Chennai, Dec. 15: A world class centre for non-destructive evaluation of materials going into the building of next generation nuclear power reactors and light water reactors will soon come up at the Indian Institute of Technology, Madras.
The department of atomic energy has sanctioned Rs 5 crore for the project, senior nuclear scientists said today. US-based Krishnan Balasubramaniam will head the centre, which would help check out the “probability of failure” of components required to set up the reactors.
S.B. Bhoje, director of the Indira Gandhi Centre for Atomic Research, Kalpakkam, and Baldev Raj, director of its materials, chemical and reprocessing group, said a three-day global meet — titled “Nuclear Fuel Cycle Technologies: Closing the Fuel Cycle” — would kick off at Kalpakkam on Wednesday.

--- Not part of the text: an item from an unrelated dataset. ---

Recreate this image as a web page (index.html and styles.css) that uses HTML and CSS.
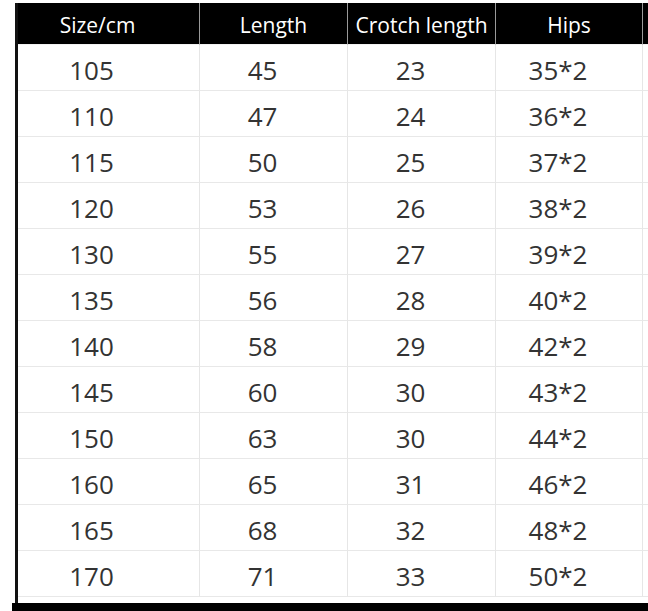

The President is scheduled to open the conference.
Bhoje said the atomic energy department had also sanctioned Rs 30 crore to set up a “seismic shake-table” at the Structural Engineering Research Centre, a laboratory of the Centre for Scientific and Industrial Research. This facility — due to become operational in 10 months — will simulate earthquake conditions to test the resilience of materials and designs going into construction of vital buildings.

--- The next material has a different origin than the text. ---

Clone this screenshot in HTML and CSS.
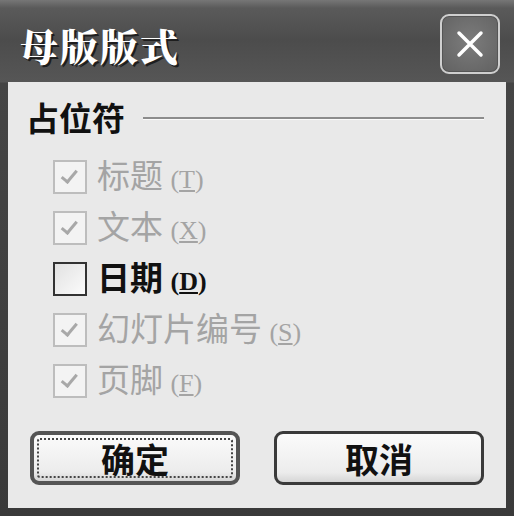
FILE: index.html
```html
<!DOCTYPE html>
<html lang="zh-CN">
<head>
    <meta charset="UTF-8">
    <title>母版版式</title>
    <link rel="stylesheet" href="styles.css">
</head>
<body>
    <div class="window">
        <div class="titlebar">
            <span class="title">母版版式</span>
            <button class="close-btn" aria-label="关闭">
                <svg width="34" height="34" viewBox="0 0 34 34">
                    <path d="M6 6 L28 28 M28 6 L6 28" stroke="#fff" stroke-width="3.5" stroke-linecap="round"/>
                </svg>
            </button>
        </div>
        <div class="client">
            <div class="group-head">
                <span class="group-label">占位符</span>
                <span class="group-line"></span>
            </div>

            <div class="row disabled">
                <span class="box checked"></span>
                <span class="label">标题 <span class="key">(<u>T</u>)</span></span>
            </div>
            <div class="row disabled">
                <span class="box checked"></span>
                <span class="label">文本 <span class="key">(<u>X</u>)</span></span>
            </div>
            <div class="row">
                <span class="box"></span>
                <span class="label strong">日期 <span class="key">(<u>D</u>)</span></span>
            </div>
            <div class="row disabled">
                <span class="box checked"></span>
                <span class="label">幻灯片编号 <span class="key">(<u>S</u>)</span></span>
            </div>
            <div class="row disabled">
                <span class="box checked"></span>
                <span class="label">页脚 <span class="key">(<u>F</u>)</span></span>
            </div>

            <div class="buttons">
                <button class="btn default"><span class="focus">确定</span></button>
                <button class="btn">取消</button>
            </div>
        </div>
    </div>
</body>
</html>
```

FILE: styles.css
```css
body {
    margin: 0;
    width: 514px;
    height: 516px;
    overflow: hidden;
    background: #3c3c3c;
    font-family: "Noto Sans CJK SC", "Noto Sans", sans-serif;
}
.window {
    height: 516px;
    box-sizing: border-box;
    padding: 0 8px 8px;
    display: flex;
    flex-direction: column;
    background: linear-gradient(#767676 0, #5a5a5a 8px, #4c4c4c 40px, #565656 82px, #454545 83px, #3a3a3a 100%);
}
.titlebar {
    height: 82px;
    display: flex;
    align-items: center;
    justify-content: space-between;
    padding: 0 6px 0 12px;
}
.title {
    color: #fff;
    font-family: "Noto Serif CJK SC", "Noto Sans CJK SC", serif;
    font-weight: 900;
    font-size: 38px;
    letter-spacing: 2px;
    text-shadow: 2px 2px 0 #1e1e1e, 1px 1px 0 #2a2a2a;
    margin-top: 6px;
}
.close-btn {
    width: 60px;
    height: 60px;
    margin-top: 6px;
    border: 2px solid #cfcfcf;
    border-radius: 9px;
    background: radial-gradient(circle at 50% 45%, #7c7c7c, #616161);
    box-shadow: inset 0 0 0 1px #555;
    display: flex;
    align-items: center;
    justify-content: center;
    padding: 0;
}
.client {
    flex: 1;
    background: #e9e9e9;
    padding: 18px 22px 0 18px;
    display: flex;
    flex-direction: column;
}
.group-head {
    height: 35px;
    display: flex;
    align-items: center;
    gap: 18px;
    margin-bottom: 16px;
}
.group-label {
    font-size: 33px;
    font-weight: 700;
    color: #111;
    line-height: 35px;
}
.group-line {
    flex: 1;
    height: 2px;
    background: #8c8c8c;
    border-bottom: 1px solid #fafafa;
    margin-top: 2px;
}
.row {
    height: 51px;
    display: flex;
    align-items: center;
    gap: 10px;
    padding-left: 27px;
}
.box {
    width: 30px;
    height: 30px;
    border: 2px solid #333;
    background: linear-gradient(135deg, #e2e2e2, #fbfbfb);
    position: relative;
    flex: none;
}
.disabled .box {
    border-color: #bdbdbd;
    background: #f3f3f3;
}
.box.checked::after {
    content: "";
    position: absolute;
    left: 16px;
    top: 4px;
    width: 6px;
    height: 13px;
    border: solid #a8a8a8;
    border-width: 0 3px 3px 0;
    transform: rotate(40deg);
    transform-origin: 0 0;
}
.label {
    font-size: 33px;
    line-height: 40px;
    color: #111;
    white-space: nowrap;
}
.label.strong {
    font-weight: 700;
}
.disabled .label {
    color: #a4a4a4;
}
.key {
    font-family: "Liberation Serif", serif;
    font-size: 26px;
}
.buttons {
    display: flex;
    gap: 34px;
    padding-left: 4px;
    margin-top: 25px;
}
.btn {
    width: 210px;
    height: 54px;
    border: 3px solid #3a3a3a;
    border-radius: 9px;
    background: linear-gradient(#fbfbfb, #ececec 80%, #d6d6d6);
    font-family: "Noto Sans CJK SC", sans-serif;
    font-size: 34px;
    font-weight: 700;
    color: #111;
    padding: 0;
    display: flex;
    align-items: center;
    justify-content: center;
}
.btn.default {
    border: 4px solid #555;
    padding: 3px;
}
.focus {
    flex: 1;
    align-self: stretch;
    display: flex;
    align-items: center;
    justify-content: center;
    border: 2px dotted #444;
    border-radius: 3px;
}
```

In the run-up to the Kalpakkam conclave, a preliminary conference — titled “Materials and Technologies for Nuclear Fuel Cycle” — was held here today. Bhoje said the subject had acquired sudden urgency as India was going ahead with construction of fast breeder reactors to meet growing electricity demands.
Bhoje said it was important to understand the concept of “closing the nuclear fuel cycle” as it posed an “immense challenge” and would go a long way towards developing newer technologies.
Closing the cycle meant using spent fuel from first generation reactors — that use natural uranium as fuel — to extract plutonium that would go into second generation fast breeder reactors, he said. It also entailed “reprocessing” nuclear waste and fissile material from first generation reactors and fuels used in fast breeder reactors.
The process also involved storing the recycled “radioactive waste” in an “environmentally benign” way, Bhoje said, in a reference to the radiation over-exposure suffered by six workers in January.
The Kalpakkam reprocessing plant had started functioning after being shut down for nearly nine months since the incident, Bhoje said. All the six affected persons have been taken off radiation related work.
Excavation for the 500 MW prototype fast breeder reactor at Kalpakkam has already begun. Work is expected to start from next March. A separate company — Bhavini (acronym for Bharatiya Nathikiya Vidyut Nigam) — has been registered in Chennai to execute the project, with a capital of Rs 5,000 crore.